/---

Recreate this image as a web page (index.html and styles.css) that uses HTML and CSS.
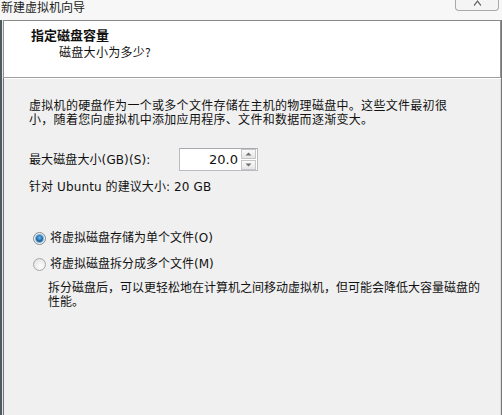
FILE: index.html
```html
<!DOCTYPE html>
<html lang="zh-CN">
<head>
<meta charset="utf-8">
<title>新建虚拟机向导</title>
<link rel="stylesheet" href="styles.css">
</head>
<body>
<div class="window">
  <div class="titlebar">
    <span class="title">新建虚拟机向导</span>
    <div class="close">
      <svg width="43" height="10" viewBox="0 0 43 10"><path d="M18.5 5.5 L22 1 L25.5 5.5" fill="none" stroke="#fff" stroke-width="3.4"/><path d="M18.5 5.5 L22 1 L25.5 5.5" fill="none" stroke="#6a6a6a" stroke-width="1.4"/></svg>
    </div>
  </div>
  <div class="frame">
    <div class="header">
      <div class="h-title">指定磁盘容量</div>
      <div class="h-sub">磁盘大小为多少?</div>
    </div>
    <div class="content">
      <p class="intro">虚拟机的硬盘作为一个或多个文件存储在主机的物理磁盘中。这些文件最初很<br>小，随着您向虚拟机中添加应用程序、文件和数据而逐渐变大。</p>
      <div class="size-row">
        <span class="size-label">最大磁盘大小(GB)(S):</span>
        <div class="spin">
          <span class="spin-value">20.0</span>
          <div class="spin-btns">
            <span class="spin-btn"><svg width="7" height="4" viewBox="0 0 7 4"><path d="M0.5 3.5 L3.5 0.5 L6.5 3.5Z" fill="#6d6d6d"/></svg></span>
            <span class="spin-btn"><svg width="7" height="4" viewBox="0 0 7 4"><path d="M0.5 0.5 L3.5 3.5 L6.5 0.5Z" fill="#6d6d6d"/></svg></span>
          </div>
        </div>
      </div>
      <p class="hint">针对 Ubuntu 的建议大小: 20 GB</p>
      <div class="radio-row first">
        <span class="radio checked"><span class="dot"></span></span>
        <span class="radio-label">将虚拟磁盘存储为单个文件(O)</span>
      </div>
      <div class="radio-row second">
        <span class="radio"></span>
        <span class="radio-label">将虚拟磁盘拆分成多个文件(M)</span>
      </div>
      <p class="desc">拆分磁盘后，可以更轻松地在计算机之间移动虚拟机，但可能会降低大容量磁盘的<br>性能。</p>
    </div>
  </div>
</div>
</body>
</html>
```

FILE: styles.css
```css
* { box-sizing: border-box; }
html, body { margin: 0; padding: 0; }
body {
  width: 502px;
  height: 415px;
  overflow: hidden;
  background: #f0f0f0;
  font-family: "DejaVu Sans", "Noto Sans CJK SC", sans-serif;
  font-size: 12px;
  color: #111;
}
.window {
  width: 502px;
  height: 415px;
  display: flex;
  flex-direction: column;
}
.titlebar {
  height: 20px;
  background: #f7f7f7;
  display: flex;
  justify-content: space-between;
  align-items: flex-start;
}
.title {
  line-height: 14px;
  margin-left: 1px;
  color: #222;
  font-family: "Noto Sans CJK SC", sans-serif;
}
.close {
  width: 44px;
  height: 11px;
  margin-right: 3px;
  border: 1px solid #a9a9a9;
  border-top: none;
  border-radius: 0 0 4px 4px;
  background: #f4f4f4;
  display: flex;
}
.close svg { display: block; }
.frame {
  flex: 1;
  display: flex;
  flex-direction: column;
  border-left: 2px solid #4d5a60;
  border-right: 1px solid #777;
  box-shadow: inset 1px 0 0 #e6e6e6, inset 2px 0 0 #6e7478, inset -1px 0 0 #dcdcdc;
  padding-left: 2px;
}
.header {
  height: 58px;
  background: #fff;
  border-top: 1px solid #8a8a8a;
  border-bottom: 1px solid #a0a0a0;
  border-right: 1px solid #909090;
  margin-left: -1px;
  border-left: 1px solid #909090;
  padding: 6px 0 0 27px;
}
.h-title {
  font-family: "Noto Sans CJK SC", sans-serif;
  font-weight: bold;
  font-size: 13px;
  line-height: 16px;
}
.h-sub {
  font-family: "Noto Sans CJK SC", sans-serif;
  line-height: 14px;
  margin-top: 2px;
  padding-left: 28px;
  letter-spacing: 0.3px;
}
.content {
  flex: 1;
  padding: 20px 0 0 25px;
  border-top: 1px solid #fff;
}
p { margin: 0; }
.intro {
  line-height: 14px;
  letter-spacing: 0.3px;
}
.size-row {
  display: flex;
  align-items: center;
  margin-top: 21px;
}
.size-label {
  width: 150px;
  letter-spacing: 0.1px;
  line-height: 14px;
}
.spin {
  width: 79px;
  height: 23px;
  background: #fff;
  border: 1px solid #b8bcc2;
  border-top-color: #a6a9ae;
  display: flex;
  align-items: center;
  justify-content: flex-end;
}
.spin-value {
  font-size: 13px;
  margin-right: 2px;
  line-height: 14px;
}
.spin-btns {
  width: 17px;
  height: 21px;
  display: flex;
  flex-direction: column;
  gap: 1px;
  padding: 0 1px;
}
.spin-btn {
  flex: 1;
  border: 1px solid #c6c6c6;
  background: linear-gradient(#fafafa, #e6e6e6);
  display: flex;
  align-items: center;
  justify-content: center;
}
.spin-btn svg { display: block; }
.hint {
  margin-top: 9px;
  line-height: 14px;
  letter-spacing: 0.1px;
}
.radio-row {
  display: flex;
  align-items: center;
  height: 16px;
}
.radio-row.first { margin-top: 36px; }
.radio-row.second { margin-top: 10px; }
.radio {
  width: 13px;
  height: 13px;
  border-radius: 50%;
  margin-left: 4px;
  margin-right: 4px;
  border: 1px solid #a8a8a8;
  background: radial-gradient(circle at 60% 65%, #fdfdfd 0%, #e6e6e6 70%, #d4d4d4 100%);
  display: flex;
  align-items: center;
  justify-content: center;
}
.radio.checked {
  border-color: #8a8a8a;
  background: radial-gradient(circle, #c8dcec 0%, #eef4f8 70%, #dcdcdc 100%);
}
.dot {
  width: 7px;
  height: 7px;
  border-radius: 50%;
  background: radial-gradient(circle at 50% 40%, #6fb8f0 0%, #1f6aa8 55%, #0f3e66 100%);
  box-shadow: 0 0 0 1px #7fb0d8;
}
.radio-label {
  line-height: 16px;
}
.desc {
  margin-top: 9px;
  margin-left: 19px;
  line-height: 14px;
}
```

\---

What needs to be done ▸ Replicate the material above verbatim; images stay out of the copy.

Task response ▸
Recreate this image as a web page (index.html and styles.css) that uses HTML and CSS.
FILE: index.html
```html
<!DOCTYPE html>
<html lang="zh-CN">
<head>
<meta charset="utf-8">
<title>新建虚拟机向导</title>
<link rel="stylesheet" href="styles.css">
</head>
<body>
<div class="window">
  <div class="titlebar">
    <span class="title">新建虚拟机向导</span>
    <div class="close">
      <svg width="43" height="10" viewBox="0 0 43 10"><path d="M18.5 5.5 L22 1 L25.5 5.5" fill="none" stroke="#fff" stroke-width="3.4"/><path d="M18.5 5.5 L22 1 L25.5 5.5" fill="none" stroke="#6a6a6a" stroke-width="1.4"/></svg>
    </div>
  </div>
  <div class="frame">
    <div class="header">
      <div class="h-title">指定磁盘容量</div>
      <div class="h-sub">磁盘大小为多少?</div>
    </div>
    <div class="content">
      <p class="intro">虚拟机的硬盘作为一个或多个文件存储在主机的物理磁盘中。这些文件最初很<br>小，随着您向虚拟机中添加应用程序、文件和数据而逐渐变大。</p>
      <div class="size-row">
        <span class="size-label">最大磁盘大小(GB)(S):</span>
        <div class="spin">
          <span class="spin-value">20.0</span>
          <div class="spin-btns">
            <span class="spin-btn"><svg width="7" height="4" viewBox="0 0 7 4"><path d="M0.5 3.5 L3.5 0.5 L6.5 3.5Z" fill="#6d6d6d"/></svg></span>
            <span class="spin-btn"><svg width="7" height="4" viewBox="0 0 7 4"><path d="M0.5 0.5 L3.5 3.5 L6.5 0.5Z" fill="#6d6d6d"/></svg></span>
          </div>
        </div>
      </div>
      <p class="hint">针对 Ubuntu 的建议大小: 20 GB</p>
      <div class="radio-row first">
        <span class="radio checked"><span class="dot"></span></span>
        <span class="radio-label">将虚拟磁盘存储为单个文件(O)</span>
      </div>
      <div class="radio-row second">
        <span class="radio"></span>
        <span class="radio-label">将虚拟磁盘拆分成多个文件(M)</span>
      </div>
      <p class="desc">拆分磁盘后，可以更轻松地在计算机之间移动虚拟机，但可能会降低大容量磁盘的<br>性能。</p>
    </div>
  </div>
</div>
</body>
</html>
```

FILE: styles.css
```css
* { box-sizing: border-box; }
html, body { margin: 0; padding: 0; }
body {
  width: 502px;
  height: 415px;
  overflow: hidden;
  background: #f0f0f0;
  font-family: "DejaVu Sans", "Noto Sans CJK SC", sans-serif;
  font-size: 12px;
  color: #111;
}
.window {
  width: 502px;
  height: 415px;
  display: flex;
  flex-direction: column;
}
.titlebar {
  height: 20px;
  background: #f7f7f7;
  display: flex;
  justify-content: space-between;
  align-items: flex-start;
}
.title {
  line-height: 14px;
  margin-left: 1px;
  color: #222;
  font-family: "Noto Sans CJK SC", sans-serif;
}
.close {
  width: 44px;
  height: 11px;
  margin-right: 3px;
  border: 1px solid #a9a9a9;
  border-top: none;
  border-radius: 0 0 4px 4px;
  background: #f4f4f4;
  display: flex;
}
.close svg { display: block; }
.frame {
  flex: 1;
  display: flex;
  flex-direction: column;
  border-left: 2px solid #4d5a60;
  border-right: 1px solid #777;
  box-shadow: inset 1px 0 0 #e6e6e6, inset 2px 0 0 #6e7478, inset -1px 0 0 #dcdcdc;
  padding-left: 2px;
}
.header {
  height: 58px;
  background: #fff;
  border-top: 1px solid #8a8a8a;
  border-bottom: 1px solid #a0a0a0;
  border-right: 1px solid #909090;
  margin-left: -1px;
  border-left: 1px solid #909090;
  padding: 6px 0 0 27px;
}
.h-title {
  font-family: "Noto Sans CJK SC", sans-serif;
  font-weight: bold;
  font-size: 13px;
  line-height: 16px;
}
.h-sub {
  font-family: "Noto Sans CJK SC", sans-serif;
  line-height: 14px;
  margin-top: 2px;
  padding-left: 28px;
  letter-spacing: 0.3px;
}
.content {
  flex: 1;
  padding: 20px 0 0 25px;
  border-top: 1px solid #fff;
}
p { margin: 0; }
.intro {
  line-height: 14px;
  letter-spacing: 0.3px;
}
.size-row {
  display: flex;
  align-items: center;
  margin-top: 21px;
}
.size-label {
  width: 150px;
  letter-spacing: 0.1px;
  line-height: 14px;
}
.spin {
  width: 79px;
  height: 23px;
  background: #fff;
  border: 1px solid #b8bcc2;
  border-top-color: #a6a9ae;
  display: flex;
  align-items: center;
  justify-content: flex-end;
}
.spin-value {
  font-size: 13px;
  margin-right: 2px;
  line-height: 14px;
}
.spin-btns {
  width: 17px;
  height: 21px;
  display: flex;
  flex-direction: column;
  gap: 1px;
  padding: 0 1px;
}
.spin-btn {
  flex: 1;
  border: 1px solid #c6c6c6;
  background: linear-gradient(#fafafa, #e6e6e6);
  display: flex;
  align-items: center;
  justify-content: center;
}
.spin-btn svg { display: block; }
.hint {
  margin-top: 9px;
  line-height: 14px;
  letter-spacing: 0.1px;
}
.radio-row {
  display: flex;
  align-items: center;
  height: 16px;
}
.radio-row.first { margin-top: 36px; }
.radio-row.second { margin-top: 10px; }
.radio {
  width: 13px;
  height: 13px;
  border-radius: 50%;
  margin-left: 4px;
  margin-right: 4px;
  border: 1px solid #a8a8a8;
  background: radial-gradient(circle at 60% 65%, #fdfdfd 0%, #e6e6e6 70%, #d4d4d4 100%);
  display: flex;
  align-items: center;
  justify-content: center;
}
.radio.checked {
  border-color: #8a8a8a;
  background: radial-gradient(circle, #c8dcec 0%, #eef4f8 70%, #dcdcdc 100%);
}
.dot {
  width: 7px;
  height: 7px;
  border-radius: 50%;
  background: radial-gradient(circle at 50% 40%, #6fb8f0 0%, #1f6aa8 55%, #0f3e66 100%);
  box-shadow: 0 0 0 1px #7fb0d8;
}
.radio-label {
  line-height: 16px;
}
.desc {
  margin-top: 9px;
  margin-left: 19px;
  line-height: 14px;
}
```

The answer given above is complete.